Second, you place great trust in the ability of metric to accomplish the role of rigorous measure of value, or cross-disciplinary interest, or useful framing. We have, I think, provided thus-far unanswered reasons as to why it cannot accomplish this in principle, but others (such as David Colquhuon and David Spiegelhalter) have rather compellingly set out why there are much more specific technical and logistical reasons why such counts would be fundamentally misleading. There is nothing yet to suggest that these suspicions of quantification are misplaced.
I have now read the papers by Colquhuon and Spiegelhalter that you linked, and it’s clear that an intellectual sea change is needed to take metrics seriously.
Both papers highlight obvious problems with interpreting metrics crudely or naively. I couldn’t agree more. What is not so clear is why these are arguments against metrics as such rather than for improving metrics – especially if one considers the alternative suggested by the authors, which is a regression to the sort of provincialized discretion associated with the normal ‘peer review’ process. The one inherent virtue that metrics has over peer review is that, in some sense (albeit imperfect), each knowledge producer counts in the final judgement, whereas peer review is a ‘representational’ process in which certain elite members of a field stand for the entire field – but without the formal consent of the all of the field’s members.
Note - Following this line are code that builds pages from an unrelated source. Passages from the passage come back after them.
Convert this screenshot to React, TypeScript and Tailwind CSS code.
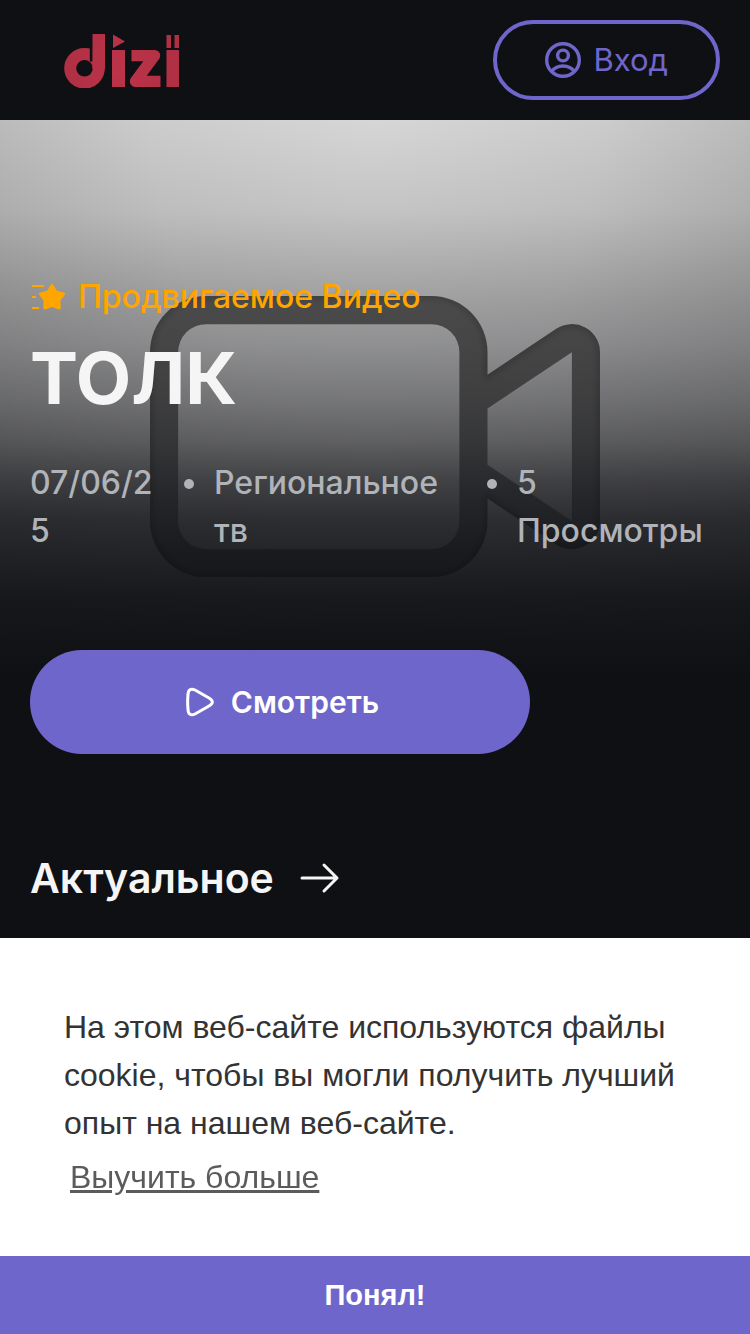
import React from "react";

interface MetaItemProps {
  children: React.ReactNode;
}

function Logo() {
  return (
    <svg viewBox="0 -2 116 56" className="w-[116px] h-14" role="img" aria-label="dizi">
      <defs>
        <radialGradient id="logo-red" gradientUnits="userSpaceOnUse" cx="58" cy="32" r="62">
          <stop offset="0" stopColor="#bd3449" />
          <stop offset="1" stopColor="#ae2f43" />
        </radialGradient>
      </defs>
      <circle cx="20.5" cy="34.3" r="14.3" fill="none" stroke="url(#logo-red)" strokeWidth="12" />
      <rect x="25.8" y="12" width="3" height="15.5" fill="#0f1014" />
      <rect x="28.5" y="0" width="12.5" height="35" fill="url(#logo-red)" />
      <rect x="48" y="16" width="13" height="37" fill="url(#logo-red)" />
      <polygon points="49,0.5 61,7.5 49,14" fill="url(#logo-red)" />
      <polyline points="67.5,21.6 90.5,21.6 71.5,47.4 96.5,47.4" fill="none" stroke="url(#logo-red)" strokeWidth="11.4" strokeLinejoin="round" />
      <rect x="102.5" y="16" width="12.5" height="37" fill="url(#logo-red)" />
      <rect x="102.5" y="1" width="4.5" height="13" fill="url(#logo-red)" />
      <rect x="110.5" y="1" width="4.5" height="13" fill="url(#logo-red)" />
    </svg>
  );
}

function UserIcon() {
  return (
    <svg viewBox="1 1 36 36" className="h-9 w-9" fill="none" stroke="currentColor" strokeWidth="3.4" aria-hidden="true">
      <circle cx="19" cy="19" r="16.3" />
      <circle cx="19" cy="14.5" r="5.4" />
      <path d="M7.5 30.800C10 27 14.200 25 19 25s9 2 11.500 5.800" />
    </svg>
  );
}

function PromotedIcon() {
  return (
    <svg viewBox="0 0 36 30" className="w-9 h-[30px]" aria-hidden="true">
      <path d="M2 4h12M2 15h4M2 26h7" stroke="currentColor" strokeWidth="2" />
      <polygon
        points="22,3.5 25.900,10 33.5,12 28.900,18 29.2,26 22,23.4 14.8,26 15.1,18 10.5,12 18.100,10"
        fill="currentColor"
        stroke="currentColor"
        strokeWidth="3"
        strokeLinejoin="round"
      />
    </svg>
  );
}

function CameraBackdrop() {
  return (
    <svg viewBox="0 0 16 10" className="absolute top-44 left-[20%] w-3/5" aria-hidden="true">
      <defs>
        <linearGradient id="camera-fill" x1="0" y1="0" x2="0" y2="10" gradientUnits="userSpaceOnUse">
          <stop offset="0" stopColor="#4b4b4c" />
          <stop offset="0.35" stopColor="#3f3f40" />
          <stop offset="0.52" stopColor="#353638" />
          <stop offset="0.7" stopColor="#26272a" />
          <stop offset="0.9" stopColor="#1a1b1e" />
          <stop offset="1" stopColor="#17181b" />
        </linearGradient>
        <clipPath id="camera-shape">
          <path
            clipRule="evenodd"
            d="M2 0H10A2 2 0 0 1 12 2V8A2 2 0 0 1 10 10H2A2 2 0 0 1 0 8V2A2 2 0 0 1 2 0ZM2 1A1 1 0 0 0 1 2V8A1 1 0 0 0 2 9H10A1 1 0 0 0 11 8V2A1 1 0 0 0 10 1ZM12 2.8L14.445 1.168A1 1 0 0 1 16 2V8A1 1 0 0 1 14.445 8.832L12 7.2V6L15 8V2L12 4Z"
          />
        </clipPath>
        <filter id="camera-soften">
          <feGaussianBlur stdDeviation="0.12" />
        </filter>
      </defs>
      <g clipPath="url(#camera-shape)">
        <rect width="16" height="10" fill="url(#camera-fill)" />
        {/* soft inner edge along the outline */}
        <path
          d="M2 0H10A2 2 0 0 1 12 2V2.8L14.445 1.168A1 1 0 0 1 16 2V8A1 1 0 0 1 14.445 8.832L12 7.2V8A2 2 0 0 1 10 10H2A2 2 0 0 1 0 8V2A2 2 0 0 1 2 0Z"
          fill="none"
          stroke="#000"
          strokeOpacity="0.2"
          strokeWidth="0.2"
          filter="url(#camera-soften)"
        />
      </g>
    </svg>
  );
}

function MetaItem({ children }: MetaItemProps) {
  return (
    <li className="flex items-start gap-5">
      <span className="mt-5 h-[10px] w-[10px] shrink-0 rounded-full bg-[#b0b3b8]" />
      {children}
    </li>
  );
}

export default function App() {
  return (
    <div className="flex min-h-screen flex-col bg-[#0f1014] font-['Inter',sans-serif] text-[#f5f5f5]">
      <header className="flex h-[120px] items-center justify-between pr-[30px] pl-16">
        <a href="#home">
          <Logo />
        </a>
        <a
          href="#login"
          className="flex h-20 items-center gap-3 rounded-full border-4 border-[#6f66cb] px-12 text-[31px] text-[#6f66cb]"
        >
          <UserIcon />
          Вход
        </a>
      </header>

      <main>
        <section className="relative px-[30px] pt-[152px]">
          {/* Poster background */}
          <div className="absolute inset-x-0 top-0 h-[562px] overflow-hidden bg-[radial-gradient(ellipse_75%_130%_at_50%_0%,#d6d6d6_0%,#cccccc_40%,#a6a6a6_100%)]">
            <div className="absolute inset-0 bg-[linear-gradient(to_bottom,rgb(15_16_20/0)_0%,rgb(15_16_20/0.08)_16%,rgb(15_16_20/0.25)_32%,rgb(15_16_20/0.33)_40%,rgb(15_16_20/0.46)_50%,rgb(15_16_20/0.57)_57%,rgb(15_16_20/0.72)_64%,rgb(15_16_20/0.83)_71%,rgb(15_16_20/0.89)_78%,rgb(15_16_20/0.95)_85%,rgb(15_16_20/0.98)_93%,rgb(15_16_20)_100%)]" />
            <CameraBackdrop />
          </div>

          <div className="relative">
            <p className="flex items-center gap-3 text-[32px] leading-[50px] font-medium text-[#ffa500]">
              <PromotedIcon />
              Продвигаемое Видео
            </p>
            <h1 className="mt-3 text-[72px] leading-[88px] font-bold">ТОЛК</h1>
            <ul className="mt-[37px] flex text-[32px] leading-[48px] font-medium text-[#b0b3b8]">
              <li className="w-[154px] shrink-0 pr-6 break-all">07/06/25</li>
              <MetaItem>
                <a href="#regional" className="w-[273px] pr-10">Региональное тв</a>
              </MetaItem>
              <MetaItem>
                <span>5 Просмотры</span>
              </MetaItem>
            </ul>
            <button className="mt-[95px] flex h-[104px] w-[500px] max-w-full items-center justify-center gap-4 rounded-full bg-[#6f66cb] pl-1 text-[30px] font-semibold text-white">
              <svg viewBox="0 0 30 30" className="h-[30px] w-[30px]" fill="none" stroke="currentColor" strokeWidth="3" strokeLinejoin="round" aria-hidden="true">
                <path d="M3 8C3 2.5 6 1 10 3L24 11C28.5 13.700 28.500 16.300 24 19L10 27C6 29 3 27.500 3 22C2.500 17 2.500 13 3 8Z" />
              </svg>
              Смотреть
            </button>
          </div>
        </section>

        <section className="px-[30px] pt-24 pb-8">
          <h2>
            <a href="#trending" className="flex items-center gap-6 text-[41px] leading-[56px] font-semibold">
              Актуальное
              <svg viewBox="0 0 42 32" className="h-8 w-[42px]" fill="none" stroke="currentColor" strokeWidth="3" strokeLinecap="round" strokeLinejoin="round" aria-hidden="true">
                <path d="M4 16h35M26 3l13 13-13 13" />
              </svg>
            </a>
          </h2>
        </section>
      </main>

      {/* Cookie notice */}
      <aside className="mt-auto bg-white font-['Liberation_Sans',sans-serif] text-[32px] leading-[48px] text-[#333333]">
        <div className="px-16 pt-[65px] pb-[55px]">
          <p>На этом веб-сайте используются файлы cookie, чтобы вы могли получить лучший опыт на нашем веб-сайте.</p>
          <a href="#cookies" className="inline-block px-[6px] pt-[6px] underline opacity-80">Выучить больше</a>
        </div>
        <button className="h-[78px] w-full bg-[#6f66cb] text-[29px] font-bold text-white">Понял!</button>
      </aside>
    </div>
  );
}
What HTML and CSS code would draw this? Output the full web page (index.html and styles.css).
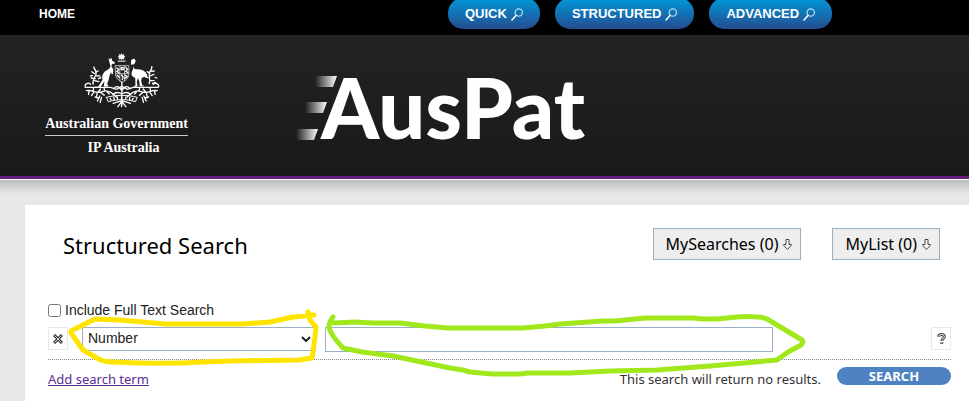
FILE: index.html
```html
<!DOCTYPE html>
<html lang="en">
<head>
<meta charset="utf-8">
<title>AusPat - Structured Search</title>
<link rel="stylesheet" href="styles.css">
</head>
<body>
<svg class="defs" width="0" height="0" aria-hidden="true">
  <symbol id="lens" viewBox="0 0 12 13">
    <circle cx="7.8" cy="4.5" r="3.7" fill="none" stroke="#b5dcf2" stroke-width="1.2"/>
    <path d="M5 7.6 L1 12" fill="none" stroke="#fff" stroke-width="1.5" stroke-linecap="round"/>
  </symbol>
  <symbol id="down" viewBox="0 0 9 11">
    <path d="M3 .5h3v5h2.3v1L4.5 10.3.7 6.5v-1H3z" fill="#f7f7f7" stroke="#444" stroke-width="1"/>
  </symbol>
</svg>
<nav class="topbar">
  <a class="home" href="#">HOME</a>
  <div class="modes">
    <a class="mode" href="#">QUICK<svg class="lens"><use href="#lens"/></svg></a>
    <a class="mode" href="#">STRUCTURED<svg class="lens"><use href="#lens"/></svg></a>
    <a class="mode" href="#">ADVANCED<svg class="lens"><use href="#lens"/></svg></a>
  </div>
</nav>
<header class="banner">
  <div class="gov">
    <svg class="crest" viewBox="160 38 230 168" aria-hidden="true">
      <g fill="#fff">
        <path d="M275 41l3 6 6-3-2 6 5 2-5 3 2 6-6-3-3 5-3-5-6 3 2-6-5-3 5-2-2-6 6 3z"/>
        <path d="M236 57l5 3 4-5 2 9 8 5-1 4-8 1-1 10c5 2 6 7 5 11l-1 10-4-1-1-7-5 12-2 11-5 13 4 8-12 1-2-3 2-13-8 11-5 8h-14l-2-3h10l13-21c-3-12 2-21 10-27 8-4 13-7 14-15l-2-5z"/>
        <path d="M304 62l7-4c5 0 7 4 6 9l-5 10c-2 6 0 11 6 13 10-2 23 1 29 9 5 6 6 11 5 16l-7-3-9 3-2 10 3 12 7 4h-14l-2-16-4-9-3 12 2 12-3 2h-10l7-4-1-23c-7-2-11-6-11-12 0-7 6-13 6-22l2-6-10 1z"/>
        <path d="M264 64h23v3h-23z"/>
      </g>
      <g fill="none" stroke="#fff" stroke-width="4" stroke-linecap="round">
        <path d="M257 79h40v25c0 12-10 20-20 25-10-5-20-13-20-25zM258 103h38M270 80v44M284 80v44" stroke-width="2"/>
        <path d="M261 86l6 5-6 5 6 4M274 85h6v6h-6zM288 84l5 6-5 6 6 4M262 108l6 6M275 107l5 7-3 7M287 108l5 3-6 6"/>
        <path d="M166 144h76l18 6 16-9 16 9 18-6h74" stroke-width="4"/>
        <path d="M167 143c-5-10 10-15 15-8M386 143c3-11-11-14-16-8" />
        <path d="M190 134c-5-18 18-26 6-43M196 118l-12-2M198 109l12 1M194 124l13 3M194 103l-8-6M197 98l8-3M195 91l-3-8M188 109l-6 1M206 118l7-3"/>
        <path d="M358 133c8-16-9-25 6-42M354 115l-8-3M360 110l12-5M360 124l13 0M360 102l-8-5M364 96l9-1M365 90l1-8M376 114l5 2M368 132l10-2"/>
        <path d="M170 154c18-5 26 12 50 2 14-6 27 4 40 17M178 155l-2 10M190 155l1-8M191 160l-6 9M202 161l-2 12M205 158l7-9M214 160l9 8M224 155l-1-8M230 155l8 9M196 173l10 3M210 170l-7 15M215 174l-4 15"/>
        <path d="M382 154c-18-5-26 12-50 2-14-6-27 4-40 17M374 155l2 10M362 155l-1-8M361 160l6 9M350 161l2 12M347 158l-7-9M338 160l-9 8M328 155l1-8M322 155l-8 9M356 173l-10 3M342 170l7 15M337 174l4 15"/>
        <path d="M230 174l5 13c28-8 55-8 82 0l5-13c-29-8-62-8-92 0z" stroke-width="3"/>
        <path d="M241 177l3 5M252 174l1 7M263 173v6M275 172v7M288 173v6M300 174l-1 7M310 177l-3 5"/>
        <path d="M276 128v68M276 153c-11-16-18-12-25-5M276 153c11-16 18-12 25-5M276 164c-9-6-19-6-27 2M276 164c9-6 19-6 27 2M276 184l-26 8M276 184l26 8M276 186l-12 16M276 186l12 16M276 190l-1 12"/>
      </g>
    </svg>
    <span class="gov-name">Australian Government</span>
    <span class="gov-dept">IP Australia</span>
  </div>
  <div class="logo">
    <svg class="speed" viewBox="0 0 42 66" aria-hidden="true">
      <defs><linearGradient id="fade"><stop offset="0" stop-color="#fff" stop-opacity="0"/><stop offset="1" stop-color="#fff"/></linearGradient></defs>
      <g fill="url(#fade)"><path d="M19 1h22l-4 11H19z"/><path d="M9 27h22l-4 11H9z"/><path d="M0 54h22l-4 11H0z"/></g>
    </svg>
    <span class="logo-text">AusPat</span>
  </div>
</header>
<main class="page">
  <section class="panel">
    <div class="heading">
      <h1>Structured Search</h1>
      <div class="lists">
        <button class="list" type="button">MySearches (0)<svg class="down"><use href="#down"/></svg></button>
        <button class="list" type="button">MyList (0)<svg class="down"><use href="#down"/></svg></button>
      </div>
    </div>
    <form class="search">
      <label class="full"><input type="checkbox">Include Full Text Search</label>
      <div class="term">
        <button class="small" type="button" aria-label="Remove term">
          <svg width="10" height="10" viewBox="0 0 10 10"><path d="M1 1l8 8M9 1L1 9" stroke="#333" stroke-width="3"/><path d="M1.5 1.5l7 7M8.5 1.5l-7 7" stroke="#ddd" stroke-width="1"/></svg>
        </button>
        <div class="select-wrap">
          <select class="field" aria-label="Search field"><option>Number</option></select>
          <svg class="chevron" viewBox="0 0 10 6"><path d="M1 1l4 4 4-4" fill="none" stroke="#222" stroke-width="2"/></svg>
        </div>
        <input class="value" type="text" aria-label="Search value">
        <button class="small help" type="button" aria-label="Help">
          <svg width="9" height="12" viewBox="0 0 9 12" fill="none"><path d="M1.8 3.8c0-3 5.6-3 5.6-.2C7.4 5.5 4.8 5.2 4.8 8M4.8 9.3v1.7" stroke="#444" stroke-width="3"/><path d="M1.8 3.4c0-2.5 5.6-2.5 5.6.2C7.4 5.500 4.8 5.2 4.8 7.500M4.800 9.600v1" stroke="#fff" stroke-width="1"/></svg>
        </button>
      </div>
      <div class="actions">
        <a class="add" href="#">Add search term</a>
        <span class="status">This search will return no results.</span>
        <button class="submit" type="submit">SEARCH</button>
      </div>
    </form>
  </section>
</main>
<svg class="marks" width="820" height="390" viewBox="0 0 820 390" aria-hidden="true">
  <path stroke="#ffe400" d="M308 312L310 320 316 327 315 337 312 358 299 360 230 361 203 362Q170 364 140 363L112 362Q103 362 97 358L83 350 71 333V331L95 319 120 320 166 324H243L270 322 293 317 314 315"/>
  <path stroke="#a0e81c" d="M333 317Q329 322 329 327 330 334 343 348L362 352 393 356 450 368 463 370 470 372 492 374H520L528 373H570L610 371 657 370 710 366 777 360 788 352 801 345Q804 342 802 340L772 322Q765 317 758 317 747 316 737 317L717 319H703L693 318H645L615 321H603L560 324 545 326 523 328H448L425 326 400 323H373L355 322 334 323"/>
</svg>
</body>
</html>
```
FILE: styles.css
```css
* { box-sizing: border-box; }
body {
  margin: 0;
  min-height: 100vh;
  display: flex;
  flex-direction: column;
  position: relative;
  background: #e8e8e8;
  color: #000;
  font: 14px/20px "Liberation Sans", Arial, sans-serif;
}
button, select, input { font: inherit; color: inherit; margin: 0; }
.defs { display: none; }

.topbar {
  display: flex;
  height: 35px;
  padding-left: 39px;
  background: #000;
  font-size: 12px;
  font-weight: bold;
}
.topbar a { color: #fff; text-decoration: none; }
.home { width: 409px; line-height: 28px; }
.modes { display: flex; gap: 15px; font-size: 13px; }
.mode {
  display: flex;
  align-items: center;
  gap: 4px;
  height: 31px;
  margin-top: -2px;
  padding: 0 17px;
  border-radius: 15px;
  background: linear-gradient(#0098d8, #254c90);
}
.lens { width: 12px; height: 13px; margin-top: 2px; }

.banner {
  display: flex;
  height: 144px;
  padding-left: 45px;
  background: linear-gradient(#232323, #191919);
  border-bottom: 3px solid #68207f;
}
.gov {
  display: flex;
  flex-direction: column;
  align-items: center;
  width: 143px;
  padding-top: 17px;
  color: #fff;
  font-family: "Liberation Serif", "Times New Roman", serif;
  font-size: 14px;
  font-weight: bold;
  white-space: nowrap;
}
.crest { width: 77px; height: 56px; margin-left: 10px; }
.gov-name { padding: 6px 0 1px; }
.gov-dept { width: 100%; padding-left: 14px; border-top: 1px solid #ccc; text-align: center; line-height: 23px; }
.logo { display: flex; align-items: flex-start; margin-left: 108px; padding-top: 40px; }
.speed { width: 42px; height: 66px; }
.logo-text {
  margin-left: -17px;
  color: #fff;
  font: 900 83px/64px Lato, "Open Sans", sans-serif;
}

.page {
  flex: 1;
  display: flex;
  padding: 25px 0 0 25px;
  border-top: 1px solid #fff;
  background: linear-gradient(#bdbdbd, #e8e8e8 14px);
}
.panel { flex: 1; padding: 23px 18px 0 23px; background: #fff; }
.heading { display: flex; justify-content: space-between; padding: 0 11px 0 15px; }
h1 { margin: 0; font: 22px/34px "Noto Sans", sans-serif; }
.lists { display: flex; gap: 31px; }
.list {
  display: flex;
  align-items: center;
  gap: 5px;
  height: 32px;
  padding: 0 8px 0 12px;
  border: 1px solid #9aaec6;
  background: #eee;
  font: 16px/30px "Noto Sans", sans-serif;
  white-space: nowrap;
}
.down { width: 9px; height: 11px; }

.search { padding-top: 38px; }
.full { display: flex; align-items: center; gap: 4px; height: 20px; color: #222; }
.full input { width: 13px; height: 13px; margin: 0; }
.term {
  display: flex;
  padding: 7px 0;
  border-bottom: 1px dotted #888;
}
.small {
  display: grid;
  place-items: center;
  width: 20px;
  height: 23px;
  padding: 0;
  border: 1px solid #e8e8e8;
  background: #fff;
}
.help { margin-left: auto; }
.select-wrap { position: relative; width: 234px; margin: 0 9px 0 14px; }
.field {
  appearance: none;
  width: 100%;
  height: 24px;
  padding: 0 5px 2px;
  border: 1px solid #9aaec6;
  border-radius: 0;
  background: #fff;
  color: #222;
}
.chevron { position: absolute; right: 5px; top: 9px; width: 10px; height: 6px; pointer-events: none; }
.value { width: 448px; height: 25px; border: 1px solid #9aaec6; background: #fff; }
.actions {
  display: flex;
  align-items: flex-start;
  padding-top: 7px;
  font: 13px/24px "Noto Sans", sans-serif;
}
.add { color: #5c2d91; }
.status { margin: 0 16px 0 auto; color: #333; }
.submit {
  width: 114px;
  height: 18px;
  padding: 0;
  border: 0;
  border-radius: 9px;
  background: #4e82c3;
  color: #fff;
  font-weight: bold;
  line-height: 18px;
}
.marks { position: absolute; left: 0; top: 0; pointer-events: none; }
.marks path { fill: none; stroke-width: 5; stroke-linecap: round; stroke-linejoin: round; }
```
It is thus easy to see how peer review can generate fiefdoms. The tendency is revealed when someone calls for comparisons of what metrics deliver with the ‘consensus of expert judgement’, as if the former need to be held accountable to the latter. Doesn’t this just beg the question of the value of metrics? The test for metrics is not whether they end up reproducing the academic status quo. It is not like an exercise in artificial intelligence, where one might conclude that the computer fails to match human performance. Rather, the drive toward metrics is motivated by a general dissatisfaction with the communication and representation of academic knowledge, given how much of it is being produced and how relatively little of it is being used by either academics themselves or the wider society. In that case, we should be open to the prospect that a sophisticated set of metrics might generate an epistemic horizon interestingly different from the status quo. This is why I refuse to get involved in discussions of ‘right/wrong’, because in practice these tend to be mystified euphemisms for the ‘consensus of expert judgement’. And as for Goodhart’s Law, let’s get real: Even in the ‘qualitative’ world of peer reviews, academic players are always gaming the system by writing and citing in ways that will get them accepted by the favoured journals. Going quantitative will simply expose them to a larger field of play and make the practice explicit and monitorable.